For contemporary gamers who have no history with the old school Doom games, level design might feel a bit fetch-questy in a sense. Levels themselves are laid out very well and are full of secret areas that are easy to overlook. Obviously, enemies are scattered throughout the stages everywhere, so gamers have to be on their toes while hunting for the keys and the exit to the stage. Overall, level design kind of shows its age, but even with that said, there is quite a bit on offer here in terms of variety to the levels themselves, enemy placement and secrets.

The visuals in this Doom 64 remaster on the Switch are fantastic and hold very true to the source material. The 3D environments have been spruced up quite a bit and the the enemy sprites retain their look from yesteryear. There are options to “smooth” out the look of the game. In the options menu, an option called “filtering” does this and can be turned on or off at any time. Antialiasing also has a slew of options to mess around with. The frame rate here is super smooth, which perfectly fits with the overall pacing of the game. I will note that the default brightness setting seems to be a bit on the dark side, so you may want to kick that up a notch before you start playing. Again, this can be done in the pause menu while playing, so you can adjust as you please whenever you like.
Like many of these updated classic shooters, you are able to save anywhere you like and have several save slots available. Not only that, but the password system from the original remains in tact. This can come into use in a kind of weird, and possibly un-anticipated way. Let’s say you start up a game on the original Nintendo 64 version of the game and get through a few levels, then find yourself wanting to play on the go. Well, with the password system remaining unchanged, you can use your passwords from that version of the game and vice-versa. Obviously, if you have a standard Switch, playing on the TV will likely be an option for you at some point, however Switch Lite users now have a way to continue their play through of Doom 64 on the big screen. There it is - cross save play between two platforms that are two decades apart.

Sound in the Switch version of Doom 64 remains true to the original game. Gunshots, enemy sounds and Doom guy’s grunts sound kind of muffled, but this is definitely intentional to keep in line with the N64 source material. Music in Doom 64 is also quite different from what you might find in other Doom titles. In 64, the tracks are very atmospheric and creepy. I wasn’t sure if I would like this at first, but it really adds to the creepy atmosphere of the game. Sure, while playing the game I still want to rip through some demons, but the music kind of reminds me that I need to be a bit more careful about where I tread.

Japan Connection
When applicable, I like to try to give you all some small look into the Japan side of things when it comes to various releases. Doom is another semi-weird example of this. As of right now, Doom 64 is not available on the eShop in Japan, but it did have a release on the Nintendo 64 in August of 1997. Probably to little fanfare. I’ve mentioned this in previous articles/videos, but in the late 90s, Japanese gamers weren’t all that interested in first person shooters or violent games in general. Regardless, publisher Game Bank went on and released the game anyway.

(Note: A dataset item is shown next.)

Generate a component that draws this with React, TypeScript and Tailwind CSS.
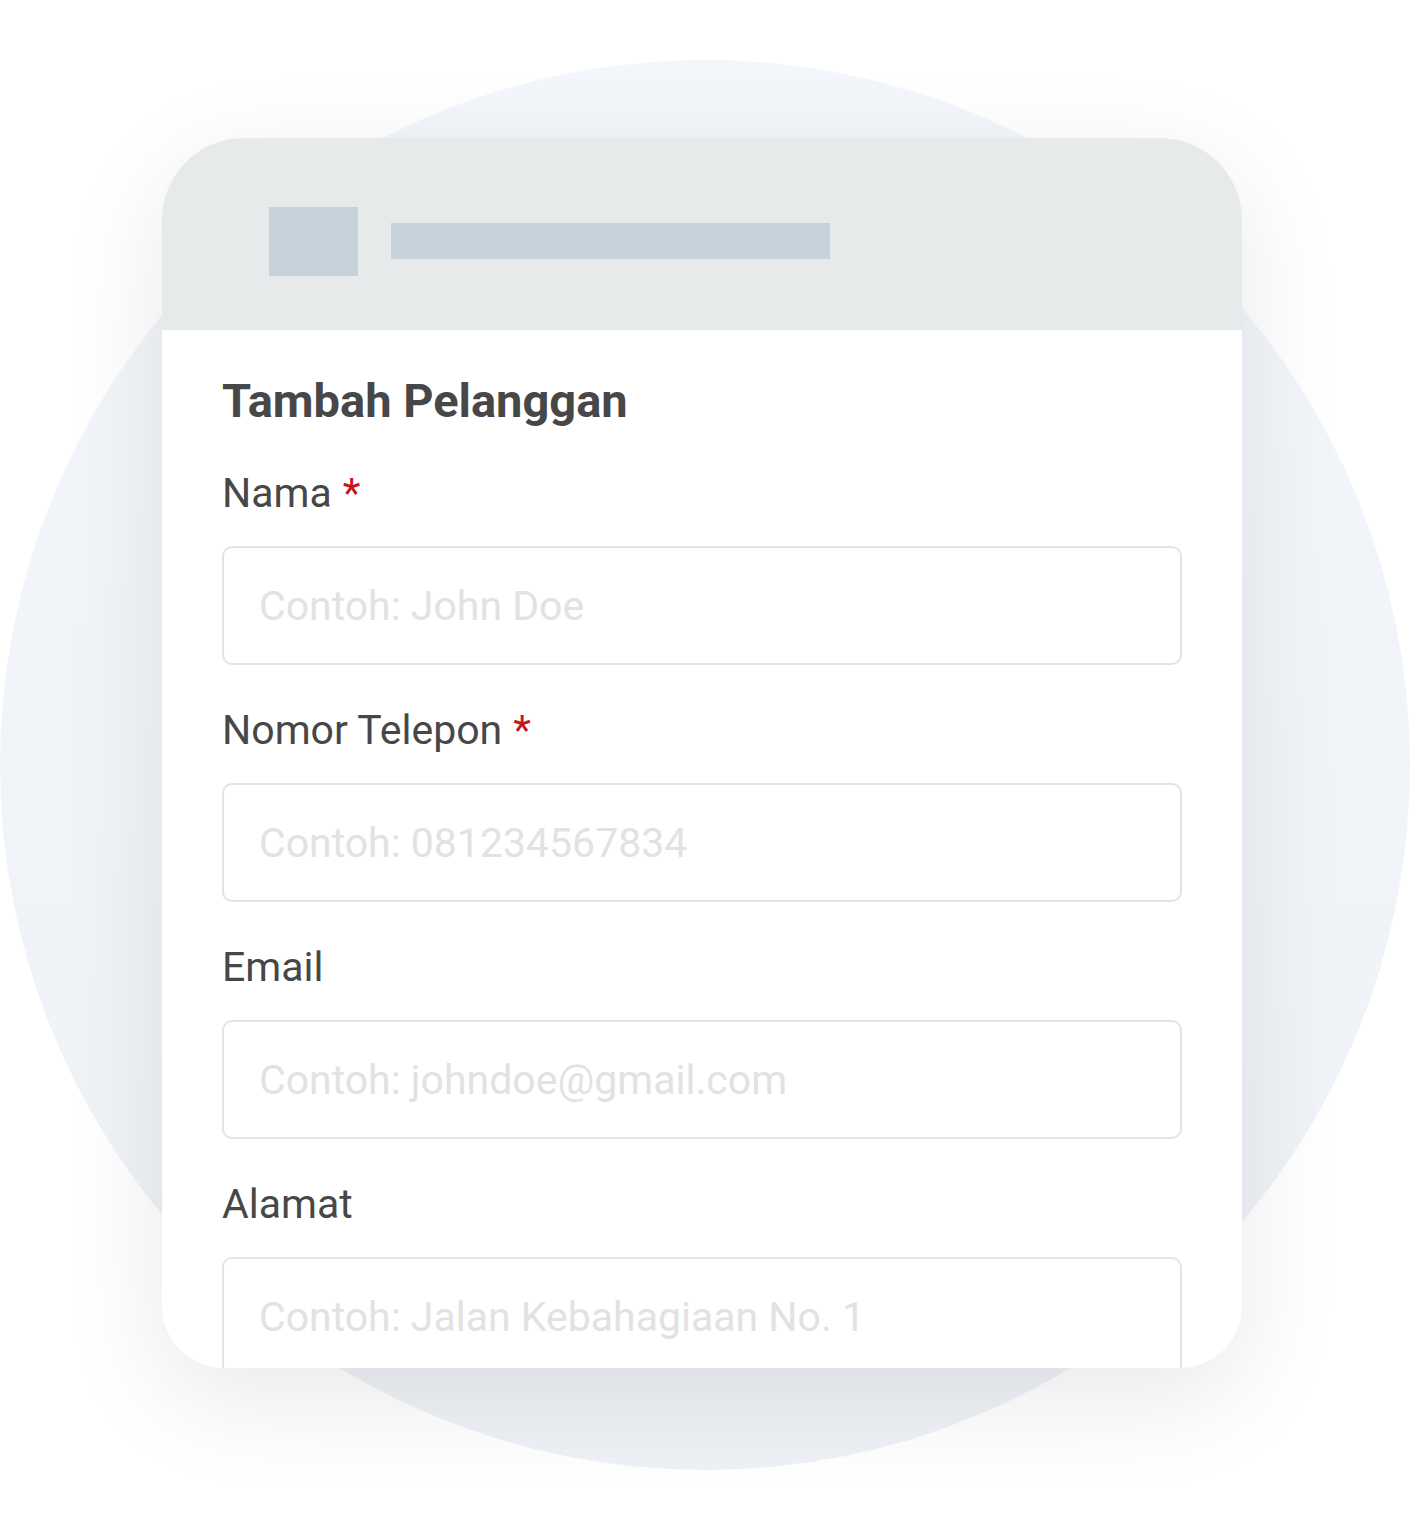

The Japanese version of the game contains minimal Japanese. Things like item pick-ups, and an opening message about the controller pak are just about all Japanese gamers got. However, if cross referenced with the instruction manual, gamers could get a good idea of what all of that crazy English says.
The packaging itself is also a bit different. The box features the Doom 64 logo on a plain, stone-looking background with the cart featuring a nearly identical look. The back features some in game characters, screens and a description of all the hell that is breaking loose to create the problems necessary for Doom guy to come back into the fray. Overall, it’s pretty sleek and minimalist.

If you’re a fan of old school PC shooters, you’re going to love Doom 64. Night Dive Studios proves yet again that they are the masters of breathing new life into old games, making them relevant once again. If you’re looking to relive a game from your past, the port is so expertly done that you really owe it to yourself to pick it up.